If I could go back and tell myself anything during my time of initial healing and being alone, it's that I love myself. I am my constant. I am my best friend, advisor, partner, and advocate. I am not the sum of my mistakes but rather the sum of my limitless potential.

My current state of mind isn't always rainbows and butterflies. Sometimes the old thoughts creep up like cracks in the sidewalk that I have to skip over and keep moving forward. I am at peace with them because I know they are part of my past. I had to feel so deeply and hurt the way I did to understand that. I understand these thoughts may still come and go but I don't give them the power I used to. I don't want to lose the now in the past or the possible future.

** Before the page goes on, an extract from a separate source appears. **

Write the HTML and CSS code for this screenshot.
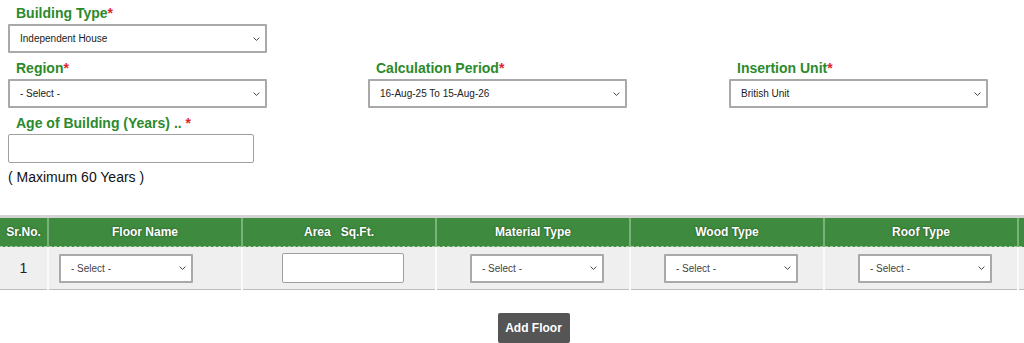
FILE: index.html
```html
<!DOCTYPE html>
<html>
<head>
<meta charset="utf-8">
<link rel="stylesheet" href="styles.css">
</head>
<body>
<div class="form">
  <div class="field">
    <label class="lbl">Building Type<span class="req">*</span></label>
    <select class="sel"><option>Independent House</option></select>
  </div>
  <div class="grid3">
    <div class="field">
      <label class="lbl">Region<span class="req">*</span></label>
      <select class="sel"><option>- Select -</option></select>
    </div>
    <div class="field">
      <label class="lbl">Calculation Period<span class="req">*</span></label>
      <select class="sel"><option>16-Aug-25 To 15-Aug-26</option></select>
    </div>
    <div class="field">
      <label class="lbl">Insertion Unit<span class="req">*</span></label>
      <select class="sel"><option>British Unit</option></select>
    </div>
  </div>
  <div class="field">
    <label class="lbl">Age of Building (Years) .. <span class="req">*</span></label>
    <input class="txt" type="text">
    <div class="note">( Maximum 60 Years )</div>
  </div>
</div>
<div class="tablewrap">
  <table class="floors">
    <colgroup>
      <col class="w-sr">
      <col class="w-c">
      <col class="w-c">
      <col class="w-c">
      <col class="w-c">
      <col class="w-c">
      <col class="w-c">
    </colgroup>
    <thead>
      <tr>
        <th class="c-sr">Sr.No.</th>
        <th>Floor Name</th>
        <th>Area &nbsp; Sq.Ft.</th>
        <th>Material Type</th>
        <th>Wood Type</th>
        <th>Roof Type</th>
        <th></th>
      </tr>
    </thead>
    <tbody>
      <tr>
        <td class="c-sr">1</td>
        <td><select class="csel floor"><option>- Select -</option></select></td>
        <td><input class="ctxt shift" type="text"></td>
        <td><select class="csel shift"><option>- Select -</option></select></td>
        <td><select class="csel shift"><option>- Select -</option></select></td>
        <td><select class="csel shift"><option>- Select -</option></select></td>
        <td></td>
      </tr>
    </tbody>
  </table>
</div>
<div class="actions">
  <button class="btn">Add Floor</button>
</div>
</body>
</html>
```

FILE: styles.css
```css
html, body {
  margin: 0;
  padding: 0;
  background: #fff;
  overflow: hidden;
  font-family: "Liberation Sans", Arial, sans-serif;
}
.form {
  padding: 5px 8px 0 8px;
}
.field {
  display: flex;
  flex-direction: column;
  align-items: flex-start;
}
.grid3 {
  display: grid;
  grid-template-columns: 360px 361px 300px;
}
.lbl {
  color: #2b8a2b;
  font-weight: bold;
  font-size: 14px;
  line-height: 16px;
  padding-left: 8px;
  margin-bottom: 3px;
}
.req {
  color: #e0242b;
}
.sel, .csel {
  -webkit-appearance: none;
  appearance: none;
  font-family: "Liberation Sans", Arial, sans-serif;
  font-size: 10px;
  background-color: #fff;
  background-image: url("data:image/svg+xml;utf8,<svg xmlns='http://www.w3.org/2000/svg' width='7' height='4' viewBox='0 0 7 4'><path d='M0.6 0.6 L3.5 3.4 L6.4 0.6' fill='none' stroke='%23444' stroke-width='1'/></svg>");
  background-repeat: no-repeat;
  background-position: right 5px center;
  background-size: 7px 4px;
  border: 2px solid #a9a9a9;
  border-radius: 1px;
}
.sel {
  width: 259px;
  height: 29px;
  color: #222;
  padding: 0 10px;
  margin-bottom: 7px;
}
.txt {
  width: 246px;
  height: 29px;
  box-sizing: border-box;
  border: 1px solid #a0a0a0;
  border-radius: 2px;
  margin: 0;
}
.note {
  font-size: 14px;
  color: #111;
  margin-top: 6px;
  line-height: 16px;
}
.tablewrap {
  margin-top: 30px;
  width: 1024px;
  overflow: hidden;
}
.floors {
  border-collapse: collapse;
  width: 1212px;
  table-layout: fixed;
  border-top: 3px solid #d3d3d3;
  border-bottom: 1px solid #bdbdbd;
}
.w-sr { width: 48px; }
.w-c { width: 194px; }
.floors th {
  background: #3e8a3e;
  color: #fff;
  font-size: 12px;
  font-weight: bold;
  text-shadow: 0 0 2px rgba(0,0,0,0.5);
  height: 28px;
  border-left: 2px solid #79b379;
  border-bottom: 1px dashed #9fcf9f;
  padding: 0;
}
.floors th.c-sr {
  border-left: none;
}
.floors td {
  background: #efefef;
  height: 42px;
  border-left: 2px solid #fafafa;
  text-align: center;
  padding: 0;
  font-size: 14px;
  color: #222;
}
.floors td.c-sr {
  border-left: none;
}
.csel {
  width: 134px;
  height: 29px;
  color: #444;
  padding: 0 10px;
  vertical-align: middle;
}
.csel.floor {
  margin-right: 38px;
}
.shift {
  margin-left: 8px;
}
.ctxt {
  width: 122px;
  height: 30px;
  box-sizing: border-box;
  border: 1px solid #a0a0a0;
  border-radius: 2px;
  vertical-align: middle;
}
.actions {
  display: flex;
  justify-content: center;
  padding-top: 23px;
  padding-left: 43px;
}
.btn {
  background: #555;
  color: #fff;
  font-family: "Liberation Sans", Arial, sans-serif;
  font-weight: bold;
  font-size: 12px;
  border: none;
  border-radius: 2px;
  height: 30px;
  width: 72px;
  padding: 0;
}
```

Today, as I am writing this, it is the 25th anniversary of my Opa's (Grandfather's) passing. Next month it is the 2nd anniversary of my Oma's (Grandma's) passing. Historically, I've been a bit of a mess at this time. While I am at peace with being alone, I can't help but feel the sting of their departure and it is made more apparent how I ache for that type of relationship in my life. One of dedication and growth but also of one where I am able to maintain my identity as an individual, not have it swallowed up in the relationship and a partner's expectations of me. I believe in love & know this is possible. But I also know this is not something that is needed. It is simply a beautiful blessing if it happens.

Until then, I drink my coffee alone. I smile alone. I eat dinner alone. I sing in the shower alone. I am not lonely. And, if the day comes that I fall for someone, I will still sometimes be alone. I will still be an individual and we will stand as a team, not as a blending image, losing ourselves in the relationship only to get tangled up. That's not healthy.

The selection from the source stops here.